New York's largest confederation of Catholic healthcare providers is road-testing a home-grown integrated delivery network with employees. Network leaders plan to patch up potholes before signing up local employer groups.
Healthcare systems around the country haven't exactly impressed employers with their prowess at managing healthcare benefits.
In fact, many provider-owned HMOs have lost big bucks. It's one reason New York's Catholic Health Care Network, which operates 17 hospitals, and Servitas IPA, an independent practice association affiliated with CHCN's facilities and representing 1,200 doctors, are taking baby steps with their network, called Benefice Health. Benefice became the self-funding option for employees of CHCN facilities on Jan. 1.
"This is a great lab," said Patrick Aberle, an ex-Sutter Health executive hired to oversee Benefice. Not surprisingly, some glitches already have emerged, with late-arriving identification cards being an example. "I want at least six months to nine months to work out the wrinkles before we bring in a lot of enrollment from the outside."
Until a few months ago, Aberle had been senior vice president of managed care at Sacramento, Calif.-based Sutter.
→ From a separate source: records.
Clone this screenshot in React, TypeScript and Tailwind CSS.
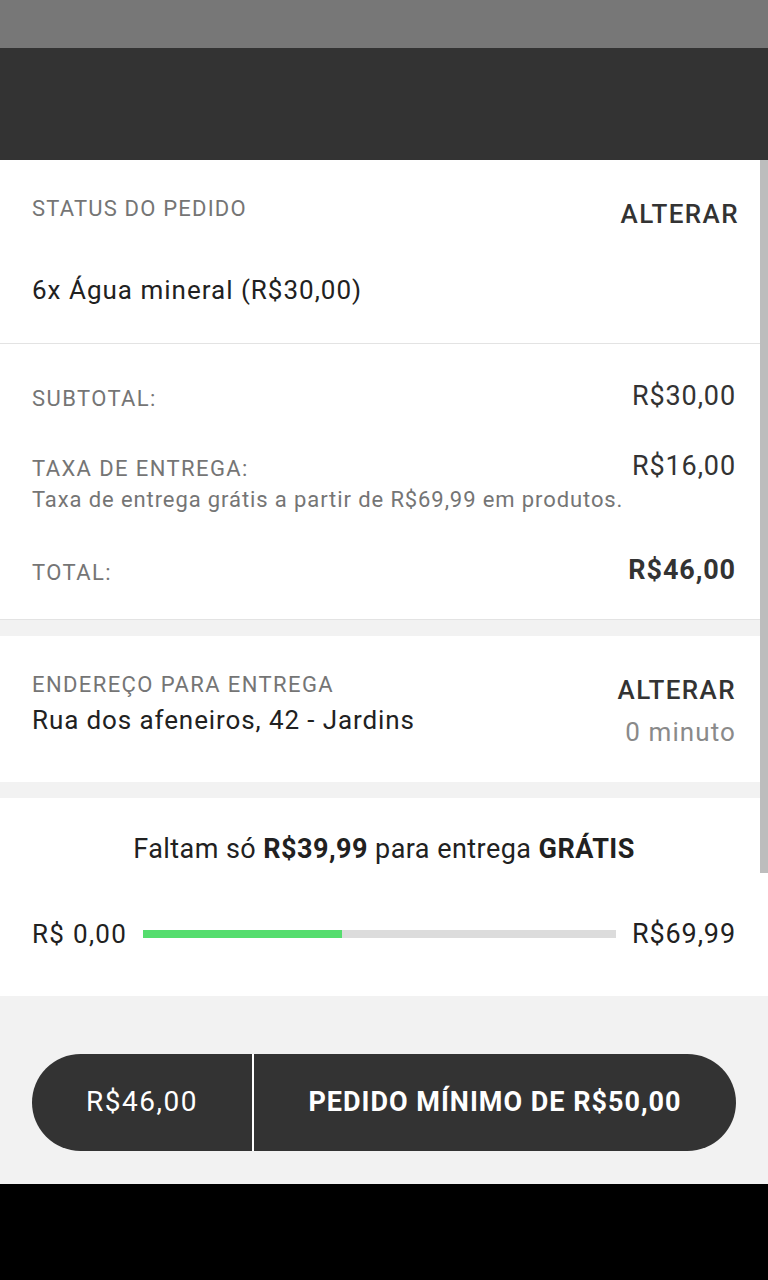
import React from "react";

const Row: React.FC<{ label: string; value: string; bold?: boolean; note?: string; className?: string }> = ({
  label,
  value,
  bold,
  note,
  className = "",
}) => (
  <div className={`flex items-start justify-between ${className}`}>
    <div>
      <div className="pt-[6px] text-[22px] leading-[26px] tracking-[1.4px] text-[#757575]">{label}</div>
      {note && <div className="mt-[5px] text-[22px] leading-[26px] tracking-[0.9px] text-[#757575]">{note}</div>}
    </div>
    <div className={`text-[27px] leading-[32px] tracking-[0.9px] text-[#333333] ${bold ? "font-bold tracking-[0.6px]" : ""}`}>
      {value}
    </div>
  </div>
);

export default function App() {
  // bar fill as drawn in the app (not strictly 30/69.99)
  const progress = 0.42;

  return (
    <div className="relative flex h-[1280px] w-[768px] flex-col overflow-hidden bg-[#f2f2f2] font-['Roboto',sans-serif]">
      {/* status bar + header */}
      <div className="h-[48px] bg-[#777777]" />
      <div className="h-[112px] bg-[#333333]" />

      {/* order status */}
      <div className="h-[184px] border-b border-[#e3e3e3] bg-white px-[32px]">
        <div className="flex items-start justify-between pt-[36px]">
          <div className="text-[22px] leading-[26px] tracking-[1.2px] text-[#757575]">STATUS DO PEDIDO</div>
          <div className="-mr-[3px] mt-[2px] text-[26px] font-medium leading-[32px] tracking-[1.4px] text-[#333333]">ALTERAR</div>
        </div>
        <div className="mt-[44px] text-[26px] leading-[32px] tracking-[1px] text-[#212121]">6x Água mineral (R$30,00)</div>
      </div>

      {/* totals */}
      <div className="h-[276px] border-b border-[#e3e3e3] bg-white px-[32px] pt-[36px]">
        <Row label="SUBTOTAL:" value="R$30,00" />
        <Row
          className="mt-[38px]"
          label="TAXA DE ENTREGA:"
          value="R$16,00"
          note="Taxa de entrega grátis a partir de R$69,99 em produtos."
        />
        <Row className="mt-[41px]" label="TOTAL:" value="R$46,00" bold />
      </div>

      {/* address */}
      <div className="mt-[16px] flex h-[146px] items-start justify-between bg-white px-[32px] pt-[36px]">
        <div>
          <div className="text-[22px] leading-[26px] tracking-[1.4px] text-[#757575]">ENDEREÇO PARA ENTREGA</div>
          <div className="mt-[6px] text-[26px] leading-[32px] tracking-[0.9px] text-[#212121]">Rua dos afeneiros, 42 - Jardins</div>
        </div>
        <div className="flex flex-col items-end">
          <div className="mt-[2px] text-[26px] font-medium leading-[32px] tracking-[1.4px] text-[#333333]">ALTERAR</div>
          <div className="mt-[10px] text-[26px] leading-[32px] tracking-[1.1px] text-[#8a8a8a]">0 minuto</div>
        </div>
      </div>

      {/* free delivery progress */}
      <div className="mt-[16px] h-[198px] bg-white px-[32px] pt-[34px]">
        <div className="text-center text-[27px] leading-[34px] tracking-[0.45px] text-[#212121]">
          Faltam só <span className="font-bold">R$39,99</span> para entrega <span className="font-bold">GRÁTIS</span>
        </div>
        <div className="mt-[52px] flex items-center gap-[16px]">
          <div className="text-[26px] leading-[32px] tracking-[1.3px] text-[#212121]">R$ 0,00</div>
          <div className="h-[8px] flex-1 bg-[#dcdcdc]">
            <div className="h-full bg-[#55dd6e]" style={{ width: `${progress * 100}%` }} />
          </div>
          <div className="text-[27px] leading-[32px] tracking-[0.9px] text-[#212121]">R$69,99</div>
        </div>
      </div>

      {/* checkout button */}
      <div className="flex h-[188px] items-center px-[32px] pt-[24px]">
        <div className="flex h-[97px] w-full overflow-hidden rounded-full bg-[#333333] text-white">
          <div className="flex w-[220px] items-center justify-center text-[28px] tracking-[1.5px]">R$46,00</div>
          <div className="w-[2px] bg-white" />
          <div className="flex flex-1 items-center justify-center text-[27px] font-bold tracking-[1px]">
            PEDIDO MÍNIMO DE R$50,00
          </div>
        </div>
      </div>

      {/* nav bar */}
      <div className="flex-1 bg-black" />

      {/* scrollbar */}
      <div className="absolute right-0 top-[160px] h-[713px] w-[8px] bg-[#bdbdbd]" />
    </div>
  );
}
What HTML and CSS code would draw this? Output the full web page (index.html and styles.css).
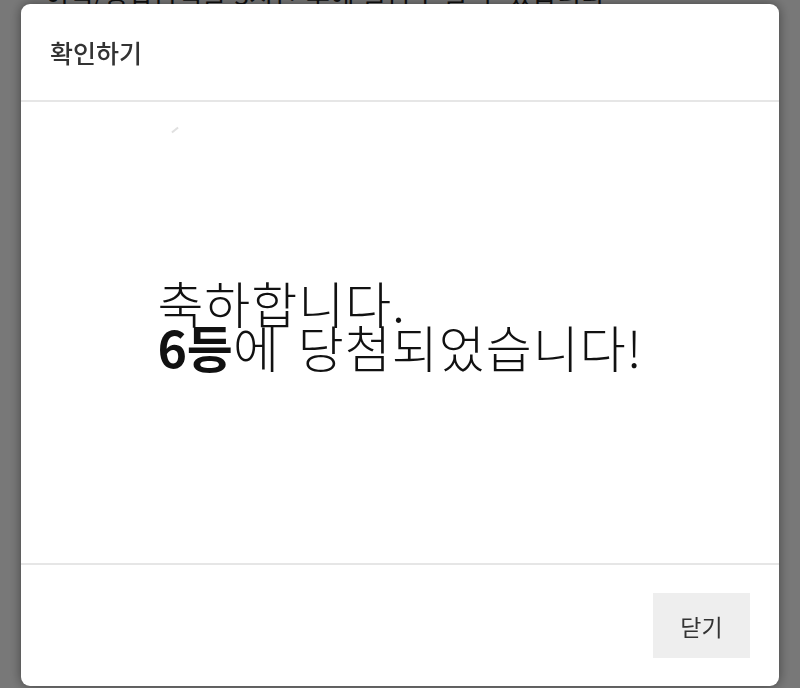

His responsibilities included oversight of Omni Healthcare, a troubled HMO owned jointly by Sutter and Stockton, Calif.-based St. Joseph Medical Center (Aug. 31, 1998, p. 6).
Despite Omni's troubles, Aberle is considered up for the task, according to a healthcare consultant in the Sacramento market.
Still, New York employers question whether providers are ready to make the leap into managed care.
"They question whether providers can handle the administration (of health insurance benefits)," including enrollment, billing and eligibility, said Laurel Pickering, executive director of the New York Business Group on Health.
"I'm just not sure that many of these organizations yet are as fully refined (administratively) as they should be," said Richard Sinni, group healthcare practice leader for the New York metropolitan area of Watson Wyatt Worldwide.
Aberle said he knows employers are skeptical, and he hopes to develop a track record with Catholic facility employees and accumulate data proving that Benefice can control utilization and costs.
Some 7,000 CHCN employees have enrolled in Benefice. But Aberle also must persuade employees of the Roman Catholic Archdiocese, a CHCN co-sponsor, to make the switch. Although the archdiocese considered offering Benefice to its 10,000 employees last fall, it held off because of concerns over the network's breadth of coverage compared with, say, Empire Blue Cross and Blue Shield.
"We've had conversations inside of the archdiocese about the limitation of the Benefice network and how it would be offered," Aberle said. "Those questions are surfacing, and we're answering them as they surface," he said.